* START *

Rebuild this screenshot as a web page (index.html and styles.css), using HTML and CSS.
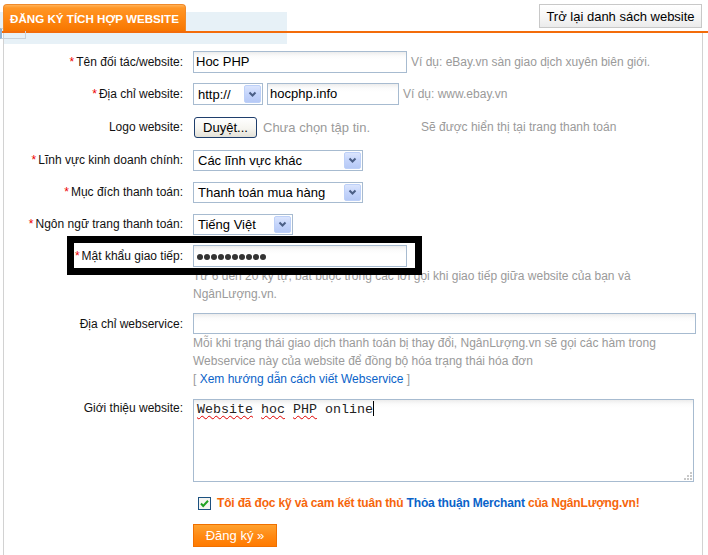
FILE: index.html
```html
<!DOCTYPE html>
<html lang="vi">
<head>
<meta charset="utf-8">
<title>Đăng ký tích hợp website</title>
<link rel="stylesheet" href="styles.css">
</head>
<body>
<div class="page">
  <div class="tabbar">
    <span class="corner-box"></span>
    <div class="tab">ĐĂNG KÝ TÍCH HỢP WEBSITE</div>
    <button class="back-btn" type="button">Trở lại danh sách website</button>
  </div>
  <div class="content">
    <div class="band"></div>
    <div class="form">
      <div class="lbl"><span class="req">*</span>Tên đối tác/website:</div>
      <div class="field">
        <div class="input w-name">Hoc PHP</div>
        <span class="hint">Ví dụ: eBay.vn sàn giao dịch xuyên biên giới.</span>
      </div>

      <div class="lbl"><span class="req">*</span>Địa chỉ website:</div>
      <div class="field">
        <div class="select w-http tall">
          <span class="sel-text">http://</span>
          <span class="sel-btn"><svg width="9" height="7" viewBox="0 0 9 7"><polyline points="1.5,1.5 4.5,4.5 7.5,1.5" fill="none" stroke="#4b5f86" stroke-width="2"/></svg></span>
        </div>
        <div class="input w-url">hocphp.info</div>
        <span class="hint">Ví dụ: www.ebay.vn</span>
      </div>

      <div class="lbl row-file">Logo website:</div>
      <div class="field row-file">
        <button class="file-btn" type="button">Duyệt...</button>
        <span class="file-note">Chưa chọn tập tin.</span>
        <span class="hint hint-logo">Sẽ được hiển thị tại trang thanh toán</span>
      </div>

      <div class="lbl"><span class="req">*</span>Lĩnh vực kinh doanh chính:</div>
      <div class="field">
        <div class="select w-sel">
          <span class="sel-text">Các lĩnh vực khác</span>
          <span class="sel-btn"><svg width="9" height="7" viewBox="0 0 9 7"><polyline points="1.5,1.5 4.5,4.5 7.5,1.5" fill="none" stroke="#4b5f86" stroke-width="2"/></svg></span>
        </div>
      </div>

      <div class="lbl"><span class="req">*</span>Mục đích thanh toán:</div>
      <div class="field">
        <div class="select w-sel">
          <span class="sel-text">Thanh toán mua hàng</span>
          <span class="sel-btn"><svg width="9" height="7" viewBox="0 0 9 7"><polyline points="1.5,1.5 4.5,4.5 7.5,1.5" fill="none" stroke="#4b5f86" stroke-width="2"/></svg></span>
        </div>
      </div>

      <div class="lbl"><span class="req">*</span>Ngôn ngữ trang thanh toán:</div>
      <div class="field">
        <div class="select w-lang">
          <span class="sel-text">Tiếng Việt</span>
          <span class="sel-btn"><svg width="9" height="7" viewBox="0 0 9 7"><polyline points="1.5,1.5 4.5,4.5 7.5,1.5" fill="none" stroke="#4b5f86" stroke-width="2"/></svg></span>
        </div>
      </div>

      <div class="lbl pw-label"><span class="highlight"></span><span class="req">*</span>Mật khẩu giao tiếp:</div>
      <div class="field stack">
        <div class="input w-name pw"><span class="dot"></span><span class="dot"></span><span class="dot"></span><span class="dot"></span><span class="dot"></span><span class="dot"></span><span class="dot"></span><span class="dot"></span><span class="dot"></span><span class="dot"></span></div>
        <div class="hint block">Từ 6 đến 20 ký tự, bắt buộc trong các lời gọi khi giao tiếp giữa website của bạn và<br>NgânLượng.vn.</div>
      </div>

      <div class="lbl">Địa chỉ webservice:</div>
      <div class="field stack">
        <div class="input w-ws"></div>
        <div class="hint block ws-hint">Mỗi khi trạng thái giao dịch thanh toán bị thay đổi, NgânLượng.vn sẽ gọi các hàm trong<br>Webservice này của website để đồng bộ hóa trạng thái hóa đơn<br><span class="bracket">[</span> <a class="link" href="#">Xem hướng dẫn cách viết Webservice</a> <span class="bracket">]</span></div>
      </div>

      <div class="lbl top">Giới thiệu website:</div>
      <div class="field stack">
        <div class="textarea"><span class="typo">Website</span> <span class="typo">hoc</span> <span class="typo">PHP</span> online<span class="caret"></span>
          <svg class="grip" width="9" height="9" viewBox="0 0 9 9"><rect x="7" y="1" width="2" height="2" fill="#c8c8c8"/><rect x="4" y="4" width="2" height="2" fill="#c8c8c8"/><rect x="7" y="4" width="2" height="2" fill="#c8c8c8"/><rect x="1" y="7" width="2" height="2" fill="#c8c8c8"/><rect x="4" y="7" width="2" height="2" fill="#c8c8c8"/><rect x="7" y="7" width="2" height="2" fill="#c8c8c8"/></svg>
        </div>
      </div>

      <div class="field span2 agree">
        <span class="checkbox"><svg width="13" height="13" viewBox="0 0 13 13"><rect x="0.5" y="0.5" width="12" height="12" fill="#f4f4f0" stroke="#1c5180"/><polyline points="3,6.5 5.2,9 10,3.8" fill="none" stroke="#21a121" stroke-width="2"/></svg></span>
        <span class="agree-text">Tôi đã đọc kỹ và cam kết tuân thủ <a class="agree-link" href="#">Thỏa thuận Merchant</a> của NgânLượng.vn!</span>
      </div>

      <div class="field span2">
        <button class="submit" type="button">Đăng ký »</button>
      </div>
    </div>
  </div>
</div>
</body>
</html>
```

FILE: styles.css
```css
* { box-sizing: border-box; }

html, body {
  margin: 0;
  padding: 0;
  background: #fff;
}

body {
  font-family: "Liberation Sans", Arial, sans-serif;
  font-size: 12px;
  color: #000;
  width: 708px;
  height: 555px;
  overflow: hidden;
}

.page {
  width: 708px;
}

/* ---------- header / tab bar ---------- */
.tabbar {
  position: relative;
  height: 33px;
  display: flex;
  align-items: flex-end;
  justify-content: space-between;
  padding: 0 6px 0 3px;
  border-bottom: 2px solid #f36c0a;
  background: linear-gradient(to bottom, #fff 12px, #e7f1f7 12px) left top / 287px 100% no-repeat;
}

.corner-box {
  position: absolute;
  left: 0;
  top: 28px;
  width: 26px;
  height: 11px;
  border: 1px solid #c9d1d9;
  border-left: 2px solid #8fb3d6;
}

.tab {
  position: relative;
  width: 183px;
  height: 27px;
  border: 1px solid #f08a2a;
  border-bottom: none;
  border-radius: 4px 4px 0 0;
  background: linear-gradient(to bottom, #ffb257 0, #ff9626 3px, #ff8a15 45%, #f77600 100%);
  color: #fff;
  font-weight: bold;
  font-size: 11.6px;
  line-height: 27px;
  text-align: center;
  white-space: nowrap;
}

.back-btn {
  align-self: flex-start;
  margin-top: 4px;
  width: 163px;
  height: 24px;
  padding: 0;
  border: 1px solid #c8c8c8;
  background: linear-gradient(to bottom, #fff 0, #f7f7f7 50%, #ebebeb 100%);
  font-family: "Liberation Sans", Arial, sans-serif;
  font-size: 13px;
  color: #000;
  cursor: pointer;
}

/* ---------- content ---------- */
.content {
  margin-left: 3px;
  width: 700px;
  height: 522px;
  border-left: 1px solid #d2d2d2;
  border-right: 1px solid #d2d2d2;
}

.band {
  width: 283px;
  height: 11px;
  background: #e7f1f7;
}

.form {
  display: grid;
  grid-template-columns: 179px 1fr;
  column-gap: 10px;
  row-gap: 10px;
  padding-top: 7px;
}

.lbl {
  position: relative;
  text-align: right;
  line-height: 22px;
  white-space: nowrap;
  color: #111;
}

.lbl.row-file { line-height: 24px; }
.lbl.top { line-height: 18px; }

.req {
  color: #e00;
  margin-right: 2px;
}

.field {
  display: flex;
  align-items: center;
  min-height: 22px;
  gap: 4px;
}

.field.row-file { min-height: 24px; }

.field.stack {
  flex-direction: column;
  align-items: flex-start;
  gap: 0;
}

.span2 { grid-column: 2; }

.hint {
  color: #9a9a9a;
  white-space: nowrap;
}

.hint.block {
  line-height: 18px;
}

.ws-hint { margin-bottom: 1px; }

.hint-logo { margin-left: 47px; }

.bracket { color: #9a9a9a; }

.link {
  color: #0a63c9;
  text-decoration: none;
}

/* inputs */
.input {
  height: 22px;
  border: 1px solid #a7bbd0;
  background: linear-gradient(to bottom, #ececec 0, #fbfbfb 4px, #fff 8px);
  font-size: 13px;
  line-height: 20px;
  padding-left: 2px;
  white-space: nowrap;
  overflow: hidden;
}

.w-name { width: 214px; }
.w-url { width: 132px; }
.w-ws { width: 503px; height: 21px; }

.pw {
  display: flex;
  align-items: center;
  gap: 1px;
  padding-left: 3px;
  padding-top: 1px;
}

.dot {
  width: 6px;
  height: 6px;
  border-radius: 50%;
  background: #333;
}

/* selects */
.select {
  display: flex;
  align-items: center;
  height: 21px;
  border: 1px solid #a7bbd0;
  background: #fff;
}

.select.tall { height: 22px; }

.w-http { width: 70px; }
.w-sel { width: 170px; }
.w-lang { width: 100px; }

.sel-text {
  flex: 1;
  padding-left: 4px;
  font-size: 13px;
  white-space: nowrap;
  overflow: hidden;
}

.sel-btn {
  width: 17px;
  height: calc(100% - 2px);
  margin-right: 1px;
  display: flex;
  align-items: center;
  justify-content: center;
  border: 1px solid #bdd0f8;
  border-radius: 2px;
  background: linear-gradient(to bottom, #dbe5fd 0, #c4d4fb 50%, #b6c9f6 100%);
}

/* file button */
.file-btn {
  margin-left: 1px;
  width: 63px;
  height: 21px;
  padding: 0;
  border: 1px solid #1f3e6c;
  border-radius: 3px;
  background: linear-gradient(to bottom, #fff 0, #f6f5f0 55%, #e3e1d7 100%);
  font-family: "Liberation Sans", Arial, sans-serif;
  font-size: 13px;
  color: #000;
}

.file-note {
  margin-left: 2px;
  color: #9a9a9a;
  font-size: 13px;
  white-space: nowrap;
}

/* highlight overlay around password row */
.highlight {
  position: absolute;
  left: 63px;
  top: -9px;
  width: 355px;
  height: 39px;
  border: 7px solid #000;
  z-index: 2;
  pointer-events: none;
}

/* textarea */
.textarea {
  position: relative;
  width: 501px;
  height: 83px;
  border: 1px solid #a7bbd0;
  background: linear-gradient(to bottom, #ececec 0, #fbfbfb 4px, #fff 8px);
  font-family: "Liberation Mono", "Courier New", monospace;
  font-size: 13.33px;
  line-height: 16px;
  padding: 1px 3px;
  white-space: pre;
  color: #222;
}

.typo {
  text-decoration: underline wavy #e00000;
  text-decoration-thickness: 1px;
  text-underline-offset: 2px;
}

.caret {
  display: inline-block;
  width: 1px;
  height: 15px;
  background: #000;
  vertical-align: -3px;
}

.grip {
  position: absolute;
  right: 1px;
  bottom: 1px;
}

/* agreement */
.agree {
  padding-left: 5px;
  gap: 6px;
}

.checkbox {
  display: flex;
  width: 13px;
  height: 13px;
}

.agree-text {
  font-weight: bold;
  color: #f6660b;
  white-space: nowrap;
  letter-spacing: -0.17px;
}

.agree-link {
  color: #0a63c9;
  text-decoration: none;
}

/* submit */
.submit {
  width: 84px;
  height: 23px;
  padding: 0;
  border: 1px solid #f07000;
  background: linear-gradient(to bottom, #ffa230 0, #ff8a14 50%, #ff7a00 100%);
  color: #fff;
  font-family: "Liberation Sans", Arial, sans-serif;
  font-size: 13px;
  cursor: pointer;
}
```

* END *

Exercise description: Where a line contains "styles", copy that line.

Result below:
Rebuild this screenshot as a web page (index.html and styles.css), using HTML and CSS.
<link rel="stylesheet" href="styles.css">
FILE: styles.css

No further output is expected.